Seriously though – however much stick the NHS takes, us would-be ex-smokers are lucky to have access to such a comprehensive service.
Head to your GP and you can pick up a substantial supply of patches for the price of a single prescription – far, far cheaper than buying them yourself from a pharmacy.
If that doesn’t work, one of the myriad other methods almost certainly will.
There’s group therapy, where you can share your experiences and receive encouragement from people in the same situation as you.
If looking other smokers in the eye sounds like too much stress, one-to-one advice is available and, failing that, if the thought of any form of face-to-face human contact whatsoever leaves you reaching for the smokes, you can even get help in the form of phone calls, emails and text messages!
Seriously, if you can’t find something on www.gosmokefree.co.uk that helps you quit, you are a lost cause.
I read a statistic that suggested that the probability of a smoker giving up using will power alone was just two per cent.
Although Disraeli’s famed quote on the validity of statistics almost certainly applies to this particular nugget, and it is exactly the sort of quote that is used in nicotine-substitute products’ advertising, hearing it was enough to make me think that perhaps I would need some help kicking the habit.
It’s not like I was on 40-a-day before I decided to quit – more like 10 – so my body should be able to handle the nicotine withdrawal, but the physical addiction to the drug isn’t what I’m worried about overcoming.
It’s breaking the habit that I think is going to be really difficult – conquering the deep-rooted associations that have formed over the years. Managing to go without smoking the kind of cigarettes that I smoke even when I don’t have a craving for one, that are smoked entirely out of habit.

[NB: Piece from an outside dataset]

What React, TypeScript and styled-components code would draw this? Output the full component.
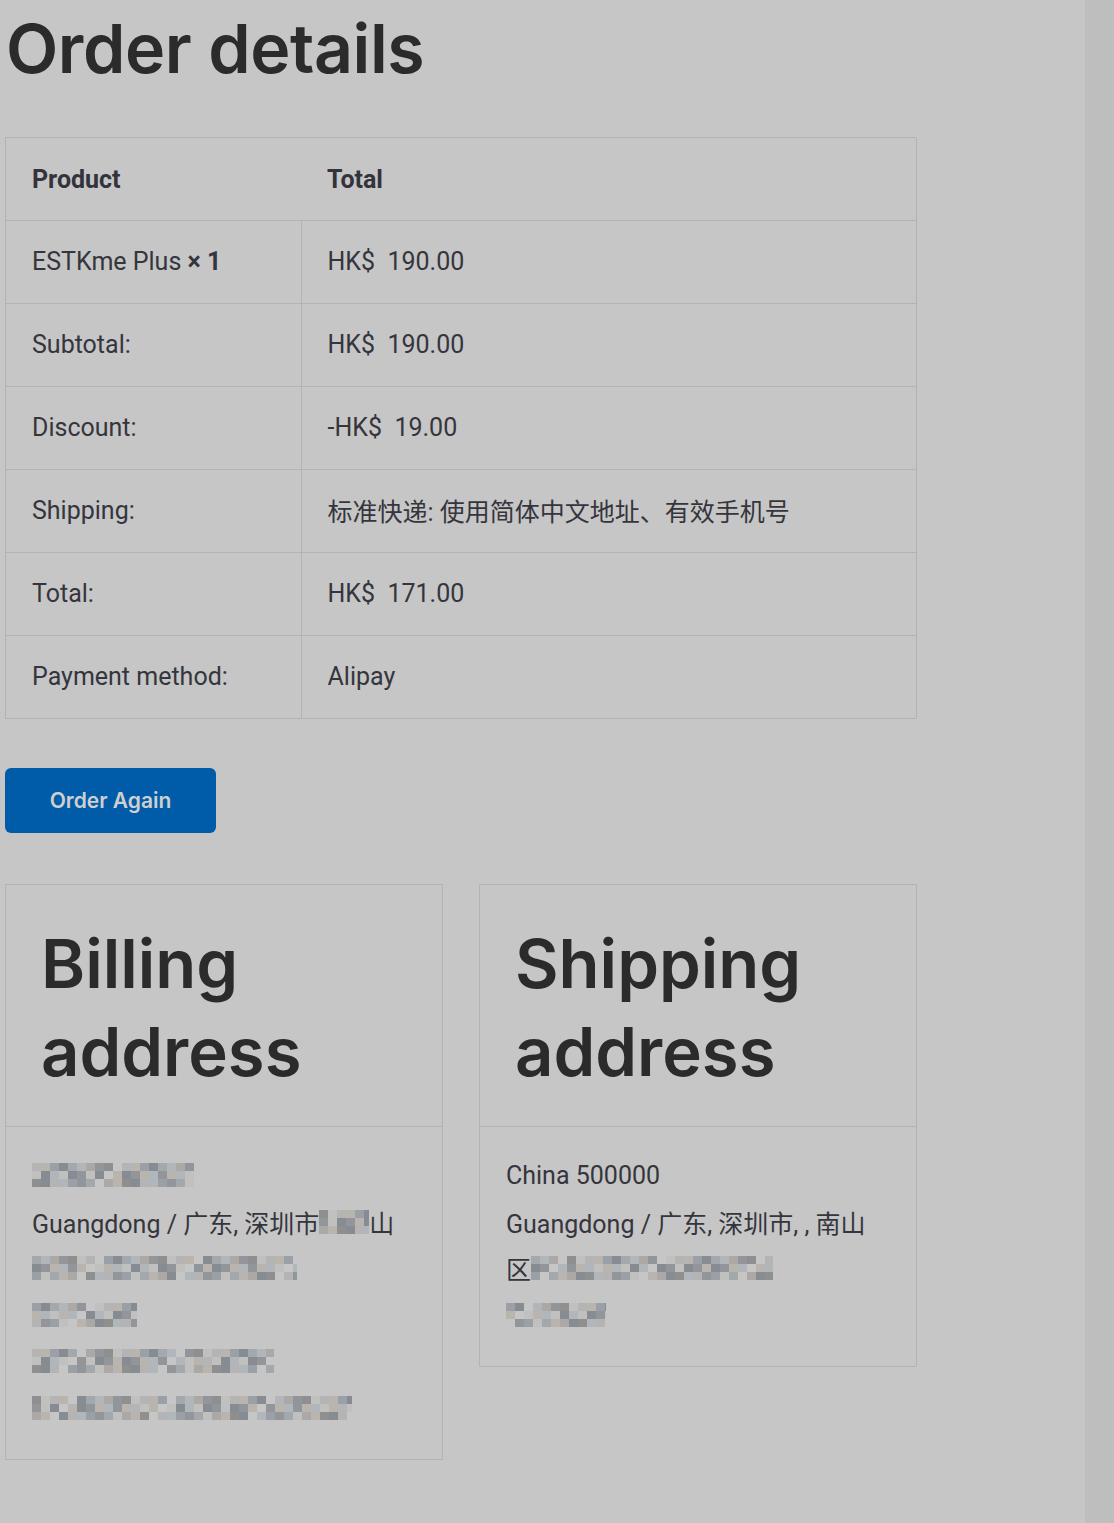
import React from 'react';
import styled, { createGlobalStyle } from 'styled-components';

const GlobalStyle = createGlobalStyle`
  html, body {
    margin: 0;
    padding: 0;
    background: #c6c6c6;
  }
  body {
    font-family: Roboto, "Noto Sans CJK SC", sans-serif;
    color: #35353d;
  }
`;

type Row = { label: string; value: React.ReactNode; strong?: boolean };

const rows: Row[] = [
  { label: 'ESTKme Plus', value: 'HK$\u00a0 190.00', strong: true },
  { label: 'Subtotal:', value: 'HK$\u00a0 190.00' },
  { label: 'Discount:', value: '-HK$\u00a0 19.00' },
  { label: 'Shipping:', value: '标准快递: 使用简体中文地址、有效手机号' },
  { label: 'Total:', value: 'HK$\u00a0 171.00' },
  { label: 'Payment method:', value: 'Alipay' },
];

// deterministic grey tiles to stand in for the pixelated (redacted) text
const tones = ['#9da3a8', '#8a8d92', '#b1b2b3', '#7d8189', '#a7a3a0', '#c0bfbe', '#949aa1', '#aeb4b9', '#868686', '#b8b1ab'];

const Mosaic = ({ width, seed = 1 }: { width: number; seed?: number }) => {
  const cols = Math.ceil(width / 9);
  const cells: JSX.Element[] = [];
  for (let r = 0; r < 3; r++) {
    for (let c = 0; c < cols; c++) {
      const n = (c * 7 + r * 13 + seed * 5 + ((c * r + seed) % 4)) % tones.length;
      if ((c + r + seed) % 11 === 0) continue;
      cells.push(<rect key={`${r}-${c}`} x={c * 9} y={r * 8} width={9} height={8} fill={tones[n]} />);
    }
  }
  return (
    <MosaicSvg width={width} height={24} viewBox={`0 0 ${width} 24`}>
      {cells}
    </MosaicSvg>
  );
};

const App = () => (
  <>
    <GlobalStyle />
    <Shell>
      <Main>
        <Title>Order details</Title>
        <OrderTable>
          <thead>
            <tr>
              <HeadCell>Product</HeadCell>
              <HeadCell>Total</HeadCell>
            </tr>
          </thead>
          <tbody>
            {rows.map((row) => (
              <tr key={row.label}>
                <LabelCell>
                  {row.label}
                  {row.strong && <Qty> × 1</Qty>}
                </LabelCell>
                <ValueCell>{row.value}</ValueCell>
              </tr>
            ))}
          </tbody>
        </OrderTable>

        <AgainButton>Order Again</AgainButton>

        <Addresses>
          <AddressCard>
            <CardHead>
              <CardTitle>Billing address</CardTitle>
            </CardHead>
            <CardBody>
              <Line><Mosaic width={162} seed={2} /></Line>
              <Line>Guangdong / 广东, 深圳市<Mosaic width={50} seed={3} />山</Line>
              <Line><Mosaic width={265} seed={4} /></Line>
              <Line><Mosaic width={105} seed={5} /></Line>
              <Line><Mosaic width={242} seed={6} /></Line>
              <Line><Mosaic width={320} seed={7} /></Line>
            </CardBody>
          </AddressCard>

          <AddressCard>
            <CardHead>
              <CardTitle>Shipping address</CardTitle>
            </CardHead>
            <CardBody>
              <Line>China 500000</Line>
              <Line>Guangdong / 广东, 深圳市, , 南山</Line>
              <Line>区<Mosaic width={242} seed={8} /></Line>
              <Line><Mosaic width={100} seed={9} /></Line>
            </CardBody>
          </AddressCard>
        </Addresses>
      </Main>
      <SideStrip />
    </Shell>
  </>
);

export default App;

const Shell = styled.div`
  display: grid;
  grid-template-columns: 1fr 29px;
  min-height: 1523px;
`;

const Main = styled.main`
  padding: 0 0 60px 5px;
  width: 912px;
`;

const SideStrip = styled.div`
  background: #bebebe;
`;

const Title = styled.h1`
  margin: 0;
  padding: 8px 0 0 1px;
  font-family: Inter, "Liberation Sans", sans-serif;
  font-weight: 600;
  font-size: 68px;
  line-height: 80px;
  letter-spacing: -0.4px;
  color: #2b2b2b;
`;

const OrderTable = styled.table`
  margin-top: 49px;
  width: 912px;
  border-collapse: collapse;
  border: 1px solid #b3b3b3;
  font-size: 25px;

  tr {
    height: 83px;
  }
  tbody tr {
    border-top: 1px solid #b3b3b3;
  }
`;

const HeadCell = styled.th`
  text-align: left;
  padding: 0 26px;
  font-weight: 700;
  color: #33333d;

  &:first-child {
    width: 243px;
  }
`;

const LabelCell = styled.td`
  padding: 0 26px 2px;
  border-right: 1px solid #b3b3b3;
  color: #35353d;
`;

const Qty = styled.strong`
  font-weight: 700;
`;

const ValueCell = styled.td`
  padding: 0 26px 2px;
  color: #35353d;
`;

const AgainButton = styled.button`
  display: block;
  margin-top: 49px;
  width: 211px;
  height: 65px;
  border: none;
  border-radius: 6px;
  background: #005ca8;
  color: #cfcfcf;
  font-family: Inter, "Liberation Sans", sans-serif;
  font-weight: 600;
  font-size: 21px;
  cursor: pointer;
`;

const Addresses = styled.div`
  margin-top: 51px;
  display: grid;
  grid-template-columns: 1fr 1fr;
  column-gap: 36px;
  align-items: start;
`;

const AddressCard = styled.section`
  border: 1px solid #b3b3b3;
`;

const CardHead = styled.div`
  height: 242px;
  box-sizing: border-box;
  padding: 35px 35px 0;
  border-bottom: 1px solid #b3b3b3;
`;

const CardTitle = styled.h2`
  margin: 0;
  font-family: Inter, "Liberation Sans", sans-serif;
  font-weight: 600;
  font-size: 67px;
  line-height: 88px;
  color: #2b2b2b;
`;

const CardBody = styled.address`
  font-style: normal;
  padding: 25px 26px 28px;
  font-size: 25px;
  color: #35353d;
`;

const Line = styled.div`
  display: flex;
  align-items: center;
  height: 46.5px;
  white-space: nowrap;
`;

const MosaicSvg = styled.svg`
  display: block;
  flex: none;
  opacity: 0.85;
`;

The smokes which are going to be hardest to pack in are the one that accompanies a pint, the one had after dinner and the one enjoyed while driving (I have always thought the clichéd post-coital puff was overrated).
So rather than heading down to my local pharmacy to pick up some gum or patches, I thought the best thing that I could do was to break these associations – if I could eliminate these most enjoyable cigarettes, I would be well on my way to stopping altogether.
It’s tough though. When caught up in a traffic jam, it is hard to resist the urge to light up. Likewise when my friends smoke after eating, the desire to join them is almost overwhelming.
At least the State has made it harder to have a ciggy with a pint – although of course the act of reuniting the blissful pairing of beer and tobacco is only ever as far away as the door to the pub garden.
I worry that even when (when, not if) I do successfully quit, it’s still going to be extremely hard to stay off the smokes.
An ex-smoker relative of mine told me that, ever since she’d stopped 15 years ago, she had only ever been “one cigarette away from becoming a smoker again”.
Makes me wish I’d never started. And wonder whether I’ll be able to stop.